The voltages of the logic supply, and of VDD 104 and VSS 106, depend on the requirements of the circuit in which the level shifter operates. VDD and VSS supplies are often symmetric, having the same magnitude voltage. The exemplary embodiment described in the most detail herein is suitable for symmetric positive and negative supplies, but is also suitable for asymmetric supplies. As one example, logic+ and VDD 106 may both have a value of approximately 2.4V with respect to circuit common, which in turn may be approximately equal in potential to an RF reference voltage “ground” 140. VSS 106 may be −3.4V with respect to ground 112.
In other circuits the supply values may vary widely. As a first representative alternative, VDD may be +10V, logic+ +3V, logic− 0V, and VSS −10V. As a second representative alternative, VDD may be +6V, VSS may be −5V, and logic+ may be 0V while logic− is −5V. In a third alternative, VDD may be 2.4V, logic+ may be 2.4V, logic− may be 0 or common, and VSS may be −2.4V. The input control voltage range need not extend to either VDD or VSS. Indeed, though it is typically so, 0V or the “common” voltage disposed between VDD and VSS need not constitute either logic+ or logic−.

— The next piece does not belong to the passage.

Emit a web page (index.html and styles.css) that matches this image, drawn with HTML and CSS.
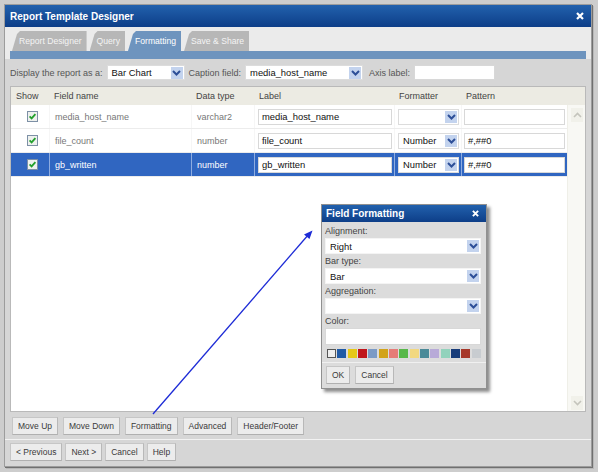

In the exemplary circuit of FIG. 1 the outputs OUT 108 and OUTX 110 control an SPDT (single pole double throw) RF switch to connect an antenna 114 to either an RF input A 116, or to an RF transmit signal B 118. When Select A/B 102 is high (or, more generally, “true”), the level shifter output OUT 108 is driven to about VDD, turning on FETs M1 120 and M2 122. The level shifter inverted output OUTX 110 is concurrently driven to VSS, turning off FETs M3 124 and M4 126. Consequently, the antenna 114 is coupled via FET M2 122 to input A 116 of a low noise amplifier (LNA) 128, which provides an amplified signal to RF Rcv 130 which is coupled to further receive processing circuits (not shown).
An RF signal intended for transmission may be provided to RF input 132 of a power amplifier 134, the output of which is matched to the impedance of the antenna 114 by a matching network 136. The matching network typically includes a blocking capacitor or other mechanism such that the RF transmit signal B 118 has a large amplitude RF signal with a mean voltage of zero volts. The RF Xmt input 132 should be quiescent when Select A/B 102 is true. In this “A” selection condition, FET M3 124 is off, while FET M1 120 shunts any residual signal present at B 118 to ground 112, thus minimizing interference with the extremely small RF receive signal picked up by the antenna 114.

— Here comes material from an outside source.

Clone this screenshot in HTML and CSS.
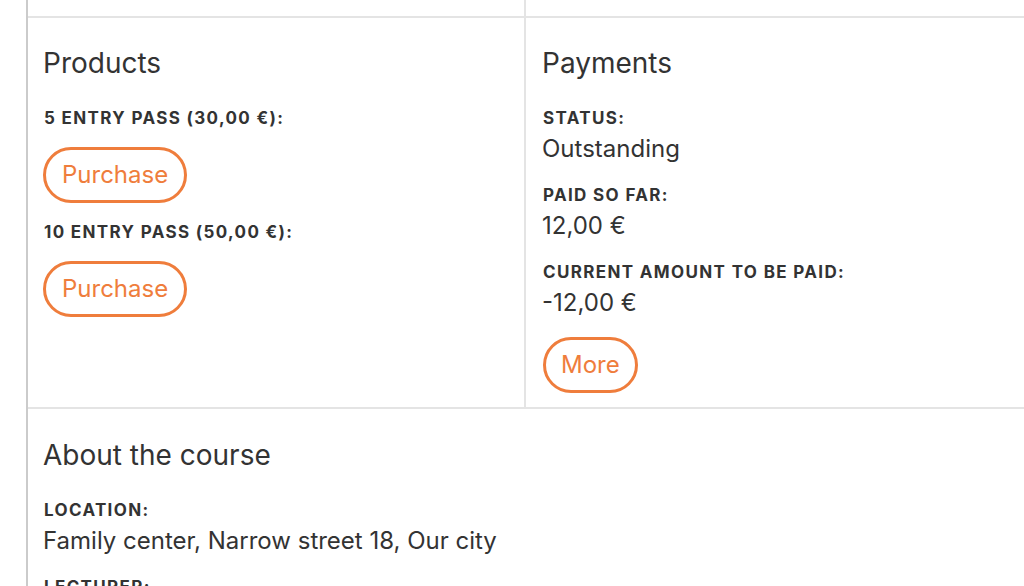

When Select A/B 102 is false, OUT 108 is driven to VSS and OUTX 110 is driven to VDD. This causes FETs M3 124 and M4 126 to be turned on, and FETs M1 120 and M2 122 to be turned off. Accordingly, the RF transmit signal A 118 is no longer shunted to ground by M1 120, but instead is coupled to the antenna 114. The sensitive input to the LNA 128 is protected by M2 122 having a high impedance, plus M4 126 shunting any leakage signal to ground 112. Gate resistors (not shown) in series with the gate of each of M1-M4, in conjunction with parasitic drain-gate and gate-source capacitances Cdg and Cgs, protect the FETs from suffering excess voltages from gate to drain or source (Vgs and Vgd) because of the high frequency of the zero-average RF signal at B 118.

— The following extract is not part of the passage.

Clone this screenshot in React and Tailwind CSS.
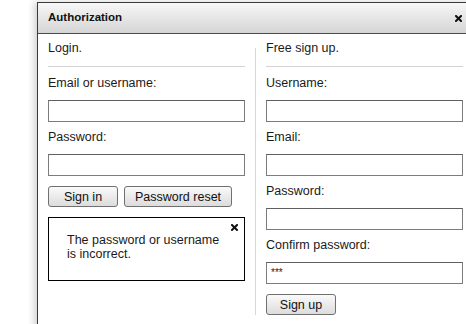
import React from "react";

function CloseIcon() {
  return (
    <svg width="7" height="7" viewBox="0 0 7 7" className="block">
      <path d="M1 1L6 6M6 1L1 6" stroke="#111" strokeWidth="2" strokeLinecap="square" />
    </svg>
  );
}

function Field({ label, value, first }) {
  return (
    <>
      <div className={`${first ? "mt-[8px]" : "mt-[7px]"} h-[15px] leading-[17px]`}>{label}</div>
      <div className="mt-[10px] h-[22px] border border-[#7c7c7c] border-t-[#5f5f5f] bg-white pl-[4px] text-[10px] leading-[20px] text-[#222]">
        {value}
      </div>
    </>
  );
}

function Button({ children, width }) {
  return (
    <button
      className={`${width} h-[21px] rounded-[3px] border border-[#707070] bg-gradient-to-b from-[#fafafa] to-[#dcdcdc] text-[12.5px] leading-[20px] text-[#111]`}
    >
      {children}
    </button>
  );
}

export default function App() {
  return (
    <div
      className="w-[466px] h-[324px] overflow-hidden bg-white pl-[37px] pt-[2px] text-[12.5px] text-[#1a1a1a]"
      style={{ fontFamily: '"Liberation Sans", Arial, sans-serif' }}
    >
      <div className="w-[438px] h-[340px] border border-[#3a3a3a] bg-white shadow-[-3px_0_7px_rgba(0,0,0,0.18)]">
        <div className="flex h-[31px] items-center justify-between border-b border-[#4a4a4a] bg-gradient-to-b from-[#f7f7f7] to-[#d5d5d5] pl-[10px] pr-[12px]">
          <span className="text-[11.5px] font-bold text-[#111]">Authorization</span>
          <CloseIcon />
        </div>
        <div className="flex px-[10px] pt-[6px]">
          <div className="flex w-[197px] flex-col">
            <div className="h-[15px] leading-[17px]">Login.</div>
            <div className="mt-[11px] h-px bg-[#d2d2d2]" />
            <Field label="Email or username:" first />
            <Field label="Password:" />
            <div className="mt-[10px] flex gap-[6px]">
              <Button width="w-[70px]">Sign in</Button>
              <Button width="w-[108px]">Password reset</Button>
            </div>
            <div className="relative mt-[10px] h-[64px] border border-black pl-[18px] pt-[15px] leading-[14px]">
              <div className="absolute right-[6px] top-[6px]">
                <CloseIcon />
              </div>
              The password or username
              <br />
              is incorrect.
            </div>
          </div>
          <div className="mx-[10px] mt-[8px] w-px bg-[#d8d8d8]" />
          <div className="flex w-[197px] flex-col">
            <div className="h-[15px] leading-[17px]">Free sign up.</div>
            <div className="mt-[11px] h-px bg-[#d2d2d2]" />
            <Field label="Username:" first />
            <Field label="Email:" />
            <Field label="Password:" />
            <Field label="Confirm password:" value="***" />
            <div className="mt-[10px]">
              <Button width="w-[70px]">Sign up</Button>
            </div>
          </div>
        </div>
      </div>
    </div>
  );
}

FIG. 1 illustrates an exemplary use of a level shifter to provide drive control to an RF signal switch circuit. The voltages VDD and VSS may be adjusted to the requirements of the FET switches, which often operate at much higher voltages than those employed for select signal Select A/B 102. The FETs of the RF SPDT switch may be high voltage devices, or may be low voltage devices arranged in a “stacked” or multiple-gate configuration that increases the overall voltage withstand capability of the switch. Of course, though FIG. 1 illustrates only one type of use for level shifter circuits such as level shifter 800, level shifters are employed in myriads of different types of circuits. Level shifters are thus highly useful for a wide range of purposes.
A method and apparatus having improved features for level shifting are described herein. The maximum operating voltage of a level shifter depends in part on the characteristics of the semiconductor process by which it is fabricated. However, circuit switching details may cause voltages to appear across devices, such as FETs, that have a transient value that is greater than the static voltages of the circuit. Such excessive voltages, even though transient, may eventually cause the level shifter circuit to fail even if they are too small to cause apparent harm for some time.
Among other useful features, the method and apparatus described herein include features that avoid such excessive transient voltages across semiconductor devices of a level shifter. This enables a given semiconductor process to control higher voltage and power, resulting in more cost-effective and reliable level shifters. Various aspects of the method and apparatus described herein will be seen to provide further advantages, as well.